Rymsza, who produced the film alongside Hollywood heavyweight Frank Marshall, started a crowdfunding campaign to pay for the completion of the film before, in September 2016, closing a game-changing deal with Netflix. There are still rights issues to be resolved but this provided the resources to finish the film in the way that Welles intended.
Why did Netflix want to come on board? “Multiple reasons, one being a personal passion for Orson Welles which I share with Ted Sarandos among others. Seeing an opportunity to play some small part in helping this film get finished was personally very satisfying,” says Netflix’s director of content acquisition Ian Bricke.
“Also, looking at it from the broader Netflix perspective, it was something we were certainly capable of doing. We had the scale and reach to help a film like The Other Side Of The Wind to reach its biggest possible audience. There was also something very appealing about a company like ours, somewhat maverick in the broader film business, which feels philosophically in line with Orson Welles.
To use a 21st-century digital distribution platform to help complete and distribute a film from the 1970s that remained unfinished was pretty compelling.”
“[Netflix] were an amazing partner and continue to be. The tricky part of this film was that we needed a distributor to commit to it sight unseen,” Rymsza remembers. “It was a leap of faith for them.”
The filmmakers went to exhaustive efforts to do Welles’ vision justice, bringing in Danny Huston (John Huston’s son) to “lend syllables, just little bits and pieces to support John Huston’s performance” and also working with cutting-edge visual-effects company Industrial Light & Magic.
Oscar-winning editor
Editor Bob Murawski, winner of the new Passion for Film award in Venice this year and an Oscar winner for The Hurt Locker, originally became involved in the project in the early 2000s through his friendship with Welles’ cinematographer, Gary Graver.
“I found out Gary had the work print for The Other Side Of The Wind. He had shot the movie and was trying to get it completed,” Murawski remembers.
Graver died in 2006 and Murawski thought his opportunity to work on the completion of the film was gone. Then, he heard that Rymsza was trying to finish it and offered his services.
“A lot of what we were doing was just trying to find things. We didn’t really have a road map,” Murawski observes of the painstaking editing process. “There were various versions of the script but whenever Orson would shoot, he would deviate from the script pages.
“Much of the job was just figuring out where things would go – finding material that was incredible and trying to figure out where in the context of the movie it went and whether it was even complete.”
The editor was working with filmmaker Peter Bogdanovich (whom Welles had asked to complete the film if anything happened to him) and Frank Marshall, who was a production manager on The Other Side Of The Wind way back when it was shooting. He was also able to draw on the expertise of the critics and historians, Joseph McBride and Jonathan Rosenbaum, two of the pre-eminent experts on Welles’ life and career.
An army of volunteers
Marshall dubbed the small army of critics, filmmakers and cinephiles who’ve worked on the film over the years as “VISTOW: volunteers in the service or Orson Welles.” They didn’t get paid much and often worked very long hours but they all persevered.
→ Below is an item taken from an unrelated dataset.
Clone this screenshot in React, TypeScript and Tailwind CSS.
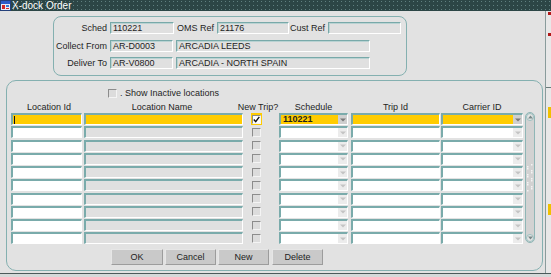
import React from 'react';

const TOPFIELD =
  'h-[12px] px-[2px] flex items-center border-t border-l border-b border-r border-t-[#78a9a9] border-l-[#78a9a9] border-b-white border-r-white shadow-[inset_1px_1px_0_#b9d2d2] bg-[#e0e0e0] text-[9px] leading-none whitespace-nowrap overflow-hidden';

const CELL =
  'h-full flex items-center border-t-2 border-l-2 border-b border-r border-t-[#7aabab] border-l-[#7aabab] border-b-white border-r-white';

function Arrow({ dark }: { dark?: boolean }) {
  return (
    <div
      className={`w-[9px] h-full flex items-center justify-center ${dark ? 'bg-[#cfcfcf]' : 'bg-[#ececec]'}`}
    >
      <svg width="6" height="4" viewBox="0 0 6 4">
        <path d="M0 0.5h6L3 3.5z" fill={dark ? '#7a7a7a' : '#c4c4c4'} />
      </svg>
    </div>
  );
}

function Check({ checked }: { checked?: boolean }) {
  return (
    <div
      className={`w-[9px] h-[9px] border border-t-[#8c8c8c] border-l-[#8c8c8c] border-b-[#f4f4f4] border-r-[#f4f4f4] flex items-center justify-center ${checked ? 'bg-white' : 'bg-[#dcdcdc]'}`}
    >
      {checked && (
        <svg width="7" height="7" viewBox="0 0 7 7">
          <path d="M0.8 3.5 L2.7 5.6 L6.3 0.8" stroke="#111" strokeWidth="1.4" fill="none" />
        </svg>
      )}
    </div>
  );
}

function Btn({ label, className }: { label: string; className: string }) {
  return (
    <div
      className={`${className} h-[16px] flex items-center justify-center bg-[#c9c9c9] border border-t-[#e6e6e6] border-l-[#e6e6e6] border-b-[#9c9c9c] border-r-[#9c9c9c] text-[9px] text-[#222]`}
    >
      {label}
    </div>
  );
}

const rows = [0, 1, 2, 3, 4, 5, 6, 7, 8, 9];

export default function App() {
  return (
    <div className="w-[551px] h-[277px] flex flex-col overflow-hidden bg-[#e2e2e2] text-[#1e1e1e] font-['Liberation_Sans',Arial,sans-serif]">
      {/* Title bar */}
      <div className="h-[11px] flex items-center bg-[#2c4646] bg-[radial-gradient(circle_at_1.5px_1.5px,#5f8080_0.6px,transparent_0.9px)] bg-[length:4px_4px]">
        <svg width="11" height="11" viewBox="0 0 11 11" className="mr-[1px]">
          <rect x="0.5" y="0.5" width="10" height="10" fill="#e8eef8" stroke="#24407a" />
          <rect x="1" y="1" width="9" height="3" fill="#2c5cc8" />
          <rect x="2" y="5" width="3" height="4" fill="#d02828" />
          <rect x="6" y="5" width="3" height="2" fill="#3a7ad8" />
          <rect x="6" y="8" width="3" height="1" fill="#d02828" />
        </svg>
        <span className="text-white text-[10px] leading-none">X-dock Order</span>
      </div>

      <div className="flex-1 flex">
        {/* Window body */}
        <div className="w-[545px] flex flex-col">
          {/* Header panel */}
          <div className="ml-[53px] mt-[5px] w-[354px] h-[60px] rounded-[8px] border border-[#84b0b0] pt-[5px] flex flex-col text-[9px] leading-none">
            <div className="flex items-center h-[12px]">
              <div className="w-[53px] text-right">Sched</div>
              <div className={`${TOPFIELD} ml-[3px] w-[64px]`}>110221</div>
              <div className="w-[40px] text-right">OMS Ref</div>
              <div className={`${TOPFIELD} ml-[3px] w-[72px]`}>21176</div>
              <div className="w-[36px] text-right">Cust Ref</div>
              <div className={`${TOPFIELD} ml-[3px] w-[73px]`}></div>
            </div>
            <div className="flex items-center h-[12px] mt-[6px]">
              <div className="w-[53px] text-right">Collect From</div>
              <div className={`${TOPFIELD} ml-[3px] w-[63px]`}>AR-D0003</div>
              <div className={`${TOPFIELD} ml-[3px] w-[194px]`}>ARCADIA LEEDS</div>
            </div>
            <div className="flex items-center h-[12px] mt-[5px]">
              <div className="w-[53px] text-right">Deliver To</div>
              <div className={`${TOPFIELD} ml-[3px] w-[63px]`}>AR-V0800</div>
              <div className={`${TOPFIELD} ml-[3px] w-[194px]`}>ARCADIA - NORTH SPAIN</div>
            </div>
          </div>

          {/* Locations panel */}
          <div className="ml-[6px] mt-[4px] w-[537px] h-[191px] rounded-[10px] border border-[#84b0b0] pl-[4px] flex flex-col text-[9px] leading-none">
            <div className="ml-[97px] mt-[8px] h-[9px] flex items-center">
              <Check />
              <span className="ml-[3px]">. Show Inactive locations</span>
            </div>

            <div className="mt-[4px] h-[10px] flex items-center leading-[10px]">
              <div className="w-[76px] text-center">Location Id</div>
              <div className="w-[150px] text-center">Location Name</div>
              <div className="w-[42px] text-center whitespace-nowrap">New Trip?</div>
              <div className="w-[69px] text-center">Schedule</div>
              <div className="ml-[3px] w-[89px] text-center">Trip Id</div>
              <div className="ml-[1px] w-[82px] text-center">Carrier ID</div>
            </div>

            <div className="flex items-start">
              <div className="pt-[1px] flex flex-col gap-y-[1.25px]">
                {rows.map((i) => {
                  const sel = i === 0;
                  return (
                    <div key={i} className="flex h-[12px]">
                      <div className={`${CELL} w-[71px] ${sel ? 'bg-[#ffcc00]' : 'bg-white'}`}>
                        {sel && <div className="ml-[1px] w-[1px] h-[8px] bg-[#111]" />}
                      </div>
                      <div className={`${CELL} ml-[2px] w-[159px] ${sel ? 'bg-[#ffcc00]' : 'bg-[#e0e0e0]'}`} />
                      <div className="w-[36px] h-full flex items-center">
                        {sel ? (
                          <div className="ml-[8px] w-[11px] h-full bg-[#ffcc00] flex items-center justify-center">
                            <Check checked />
                          </div>
                        ) : (
                          <div className="ml-[9px]">
                            <Check />
                          </div>
                        )}
                      </div>
                      <div className={`${CELL} w-[69px] justify-between ${sel ? 'bg-[#ffcc00]' : 'bg-white'}`}>
                        <span className="ml-[2px] font-bold">{sel ? '110221' : ''}</span>
                        <Arrow dark={sel} />
                      </div>
                      <div className={`${CELL} ml-[3px] w-[89px] ${sel ? 'bg-[#ffcc00]' : 'bg-white'}`} />
                      <div className={`${CELL} ml-[1px] w-[82px] justify-end ${sel ? 'bg-[#ffcc00]' : 'bg-white'}`}>
                        <Arrow dark={sel} />
                      </div>
                    </div>
                  );
                })}
              </div>

              {/* Scrollbar */}
              <div className="ml-[2px] w-[10px] h-[131px] rounded-[5px] border border-[#8fb6b6] bg-[#d2d2d2] flex flex-col items-center justify-between">
                <div className="w-[8px] h-[8px] rounded-full border border-[#9cc0c0] bg-[#e4e4e4] flex items-center justify-center">
                  <svg width="5" height="4" viewBox="0 0 5 4">
                    <path d="M0 3.5h5L2.5 0.5z" fill="#7a8a8a" />
                  </svg>
                </div>
                <svg width="8" height="30" viewBox="0 0 8 30">
                  {[0, 1, 2, 3, 4, 5, 6].map((k) => (
                    <g key={k}>
                      <rect x={k % 2 ? 1 : 5} y={k * 4 + 1} width="1.5" height="1.5" fill="#f4f4f4" />
                      <rect x={k % 2 ? 5 : 1} y={k * 4 + 3} width="1.5" height="1.5" fill="#f4f4f4" />
                    </g>
                  ))}
                </svg>
                <div className="w-[8px] h-[8px] rounded-full border border-[#9cc0c0] bg-[#e4e4e4] flex items-center justify-center">
                  <svg width="5" height="4" viewBox="0 0 5 4">
                    <path d="M0 0.5h5L2.5 3.5z" fill="#7a8a8a" />
                  </svg>
                </div>
              </div>
            </div>

            <div className="mt-[5px] ml-[100px] flex">
              <Btn label="OK" className="w-[52px]" />
              <Btn label="Cancel" className="ml-[2px] w-[51px]" />
              <Btn label="New" className="ml-[2px] w-[51px]" />
              <Btn label="Delete" className="ml-[3px] w-[51px]" />
            </div>
          </div>
        </div>

        {/* Edge of the window behind */}
        <div className="w-[6px] border-l border-[#8a9c9c] bg-[#e8e8e8] flex flex-col">
          <div className="mt-[1px] h-[3px] ml-[2px] bg-[#b01818]" />
          <div className="mt-[18px] h-[3px] ml-[2px] bg-[#b01818]" />
          <div className="mt-[51px] h-[1px] bg-[#6a7a7a]" />
          <div className="mt-[19px] h-[11px] ml-[2px] bg-[#f0c000]" />
          <div className="mt-[86px] h-[11px] ml-[2px] bg-[#f0c000]" />
        </div>
      </div>

      <div className="h-[4px] border-t border-[#4c5a5a] bg-[#d6d9d9]" />
    </div>
  );
}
Murawski lobbied hard for Michel Legrand, the legendary composer who had scored Welles’ F For Fake, to write the music.
“Even though Michel was 90, he had more energy than any of us,” the editor recalls. “He [Legrand] had a jazz background and we knew Orson wanted to have a jazz-based score.”
Murawski’s job was made marginally easier by the knowledge that Welles wasn’t precious and liked concision. The film’s running time is just over two hours. (Welles once famously said he wouldn’t watch 2001: A Space Odyssey until Kubrick cut it down to two hours.)
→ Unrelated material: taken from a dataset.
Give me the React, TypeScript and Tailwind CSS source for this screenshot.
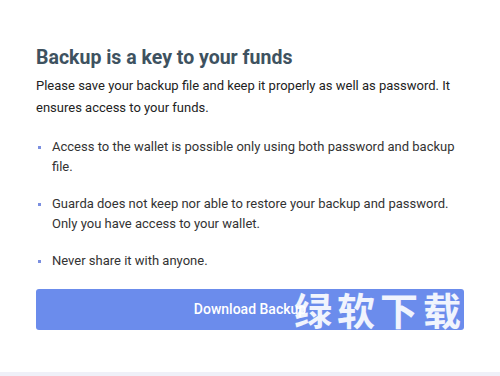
export default function App() {
  const points = [
    "Access to the wallet is possible only using both password and backup file.",
    "Guarda does not keep nor able to restore your backup and password. Only you have access to your wallet.",
    "Never share it with anyone.",
  ];
  return (
    <div className="w-[500px] h-[376px] bg-white flex flex-col font-['Roboto','Liberation_Sans',sans-serif] overflow-hidden">
      <div className="flex-1 px-[36px] pt-[44px]">
        <h1 className="text-[19.5px] leading-[28px] font-bold text-[#3e5260]">Backup is a key to your funds</h1>
        <p className="mt-[3px] text-[13px] leading-[22px] text-[#222]">
          Please save your backup file and keep it properly as well as password. It ensures access to your funds.
        </p>

        {/* points */}
        <ul className="mt-[18px] flex flex-col gap-[17px]">
          {points.map((p) => (
            <li key={p} className="flex text-[13px] leading-[20px] text-[#333]">
              <span className="w-[16px] shrink-0 pt-[9px] pl-[2px]">
                <span className="block w-[3px] h-[3px] bg-[#7b8fe0]" />
              </span>
              <span>{p}</span>
            </li>
          ))}
        </ul>

        <div className="relative mt-[18px] overflow-hidden">
          <button className="w-full h-[41px] rounded-[3px] bg-[#6b8cec] text-white text-[14px] font-medium">
            Download Backup
          </button>
          {/* watermark */}
          <span className="absolute left-[258px] top-[-3px] text-[38px] leading-[46px] tracking-[5px] font-bold text-white/90 font-['Noto_Sans_CJK_SC',sans-serif] whitespace-nowrap pointer-events-none">
            绿软下载站
          </span>
        </div>
      </div>
      <div className="h-[4px] bg-[#eff0f8]" />
    </div>
  );
}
Welles shot the movie on every format imaginable – 8mm, 16mm, 35mm, colour, black and white and many different types of film stock, and in several different aspect ratios. Editing on film in the pre-digital era was hugely complex for the director but far easier for Murawski and his team, who were able to cut the material electronically on an AVID.
“Everybody brought so much passion to it, as if taking direction from Orson,” says Rymsza.
There is a sense of Chinese boxes about the project. The Other Side of The Wind has a film within the film – the movie that the fictional Hannaford directs. The attempts to complete the project has also generated two further films, Morgan Neville’s archive-based They’ll Love Me When I’m Gone (also screening in Venice and about its making) and short doc A Final Cut For Orson, about its post-production. Both are also backed by Netflix.
No-go for Cannes
The producers believe the film has a new resonance and topicality in the era of #MeToo and Time’s Up. It is exposing the machismo and sexism of the old Hollywood.
The Other Side Of The Wind was initially supposed to premiere in Cannes.
“Cannes would have been beautiful. Thierry [Fremaux, artistic director] had a beautiful festival planned for us but you move on. It is unfortunate it didn’t work out,” Rymsza says of the dispute between Cannes and Netflix which prevented the film premiering then. He is heartened, though, to have the film in Venice, Telluride, New York and elsewhere before its release on November 2 in theatres and on Netflix.
For Joseph McBride, seeing the film completed is a revelation. After all, he was there on the very first day of production. As a young man, he played the film critic, Charles Pister. “We started filming on August 23, 1970 – so it has been a long time!” the author and historian says. ”I have been involved in this film for most of my life.” He was a producer on the film in the 1990s, trying with Gary Graver to get it finished himself and even securing a deal with Showtime to finance its completion. (This eventually fell through.)
Many were sceptical that The Other Side Of The Wind would ever be finished. There have been suggestions that it was a cursed project and that the material simply wasn’t there.
“I think the film is even better than I expected,” McBride says. “Bob Murawski did a fantastic job of editing the film in the style that Welles would have been very happy with. Welles edited about 40 minutes of the film – the party scenes and the film within a film – and Bob followed that very faithfully. It was a tremendous job technically.”
Now, some are touting The Other Side Of The Wind as an awards contender. If this happens, it would be ironic in the extreme. It seems that Welles, the maverick shunned by Hollywood for so long, is now at last being embraced with open arms.